There's something in the air this week that is causing me, over and over again, to think about mortality. Perhaps it is my immersion in Shakespeare's voluminous texts---or perhaps, the (crossed-fingers) hope of a new job---or perhaps, the declining weeks of this year's academia. I'm not sure what it is---I'm not sure where it places me---but it's there, a pushing thought. I had a realisation, today, about all those hopes---you know, the things we hope one day to achieve and the people we hope one day to meet---either as fresh, new acquaintances or a reunion of souls. And I was thinking that as these things fall into place, as they get crossed off and cheered by a smile, that they're just another step. So what happens when those things start falling into place? When we start achieving what we have wanted to achieve---when we reach a certain stage of contentment---when we see that person we wished one day we would, just so we could reassure them, once, that things are okay? Does it mean the end is nigh---that they are just consolatory and preparatory moments?
It's a tilting question.
But the answer, too, is there. Because in that realisation, there is another, better realisation. There is the reminder that yes, everything is preparatory---for the next thing and for the thing after that---and that yes, everything is intended as an ascension to the field of the content.
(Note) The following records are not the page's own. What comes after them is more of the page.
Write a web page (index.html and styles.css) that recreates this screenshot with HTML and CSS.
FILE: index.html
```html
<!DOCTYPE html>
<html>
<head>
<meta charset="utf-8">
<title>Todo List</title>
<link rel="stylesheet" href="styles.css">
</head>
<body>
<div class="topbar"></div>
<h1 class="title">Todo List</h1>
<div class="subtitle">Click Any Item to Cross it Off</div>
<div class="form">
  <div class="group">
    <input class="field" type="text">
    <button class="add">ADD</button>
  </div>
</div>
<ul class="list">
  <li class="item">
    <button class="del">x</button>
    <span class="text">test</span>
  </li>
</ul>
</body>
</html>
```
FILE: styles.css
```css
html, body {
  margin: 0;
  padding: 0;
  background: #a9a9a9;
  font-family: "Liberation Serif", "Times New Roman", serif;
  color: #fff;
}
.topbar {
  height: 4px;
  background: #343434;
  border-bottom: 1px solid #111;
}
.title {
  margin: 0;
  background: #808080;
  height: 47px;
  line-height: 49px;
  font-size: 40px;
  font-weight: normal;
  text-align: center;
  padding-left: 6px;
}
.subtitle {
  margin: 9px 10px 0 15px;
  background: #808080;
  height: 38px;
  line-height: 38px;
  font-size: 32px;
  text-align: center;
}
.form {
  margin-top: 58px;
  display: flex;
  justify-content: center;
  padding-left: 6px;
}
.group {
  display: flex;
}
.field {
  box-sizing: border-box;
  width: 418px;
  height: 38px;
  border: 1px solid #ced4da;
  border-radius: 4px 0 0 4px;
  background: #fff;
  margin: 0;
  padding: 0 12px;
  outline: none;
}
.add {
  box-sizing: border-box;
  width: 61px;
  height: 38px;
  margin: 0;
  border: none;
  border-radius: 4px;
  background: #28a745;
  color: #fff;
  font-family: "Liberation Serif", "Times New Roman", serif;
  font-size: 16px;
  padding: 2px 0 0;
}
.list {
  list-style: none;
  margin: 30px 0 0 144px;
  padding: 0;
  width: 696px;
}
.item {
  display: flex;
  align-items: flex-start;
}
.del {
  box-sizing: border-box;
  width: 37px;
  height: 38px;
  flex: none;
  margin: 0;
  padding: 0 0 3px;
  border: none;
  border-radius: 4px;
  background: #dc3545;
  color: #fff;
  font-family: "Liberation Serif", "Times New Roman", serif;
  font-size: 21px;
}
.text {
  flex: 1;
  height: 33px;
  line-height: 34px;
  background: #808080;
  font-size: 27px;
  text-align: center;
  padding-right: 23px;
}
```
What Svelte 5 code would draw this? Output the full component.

Because otherwise, why would we try? Why would we want those endeavours if they weren't, ultimately, for that happiness? But the biggest realisation is that those thoughts---those questions of doubt---are the wall that surrounds that happiness? Because they leave us feeling perpetually on edge, balancing a rope of life too lax above the ground. Because thoughts like that---well, thoughts like that don't allow us to be---or to enjoy or to savour. And with them, with them built up so tightly around our minds, we forget to live in the first place.
And I am trying, so hard, to teach myself this. I'm trying, so hard, to let those worries slide, melt and pool around my feet---and to not, absolutely not, carry them as a weight.
But it's a long, sporadic journey. I can tell you that.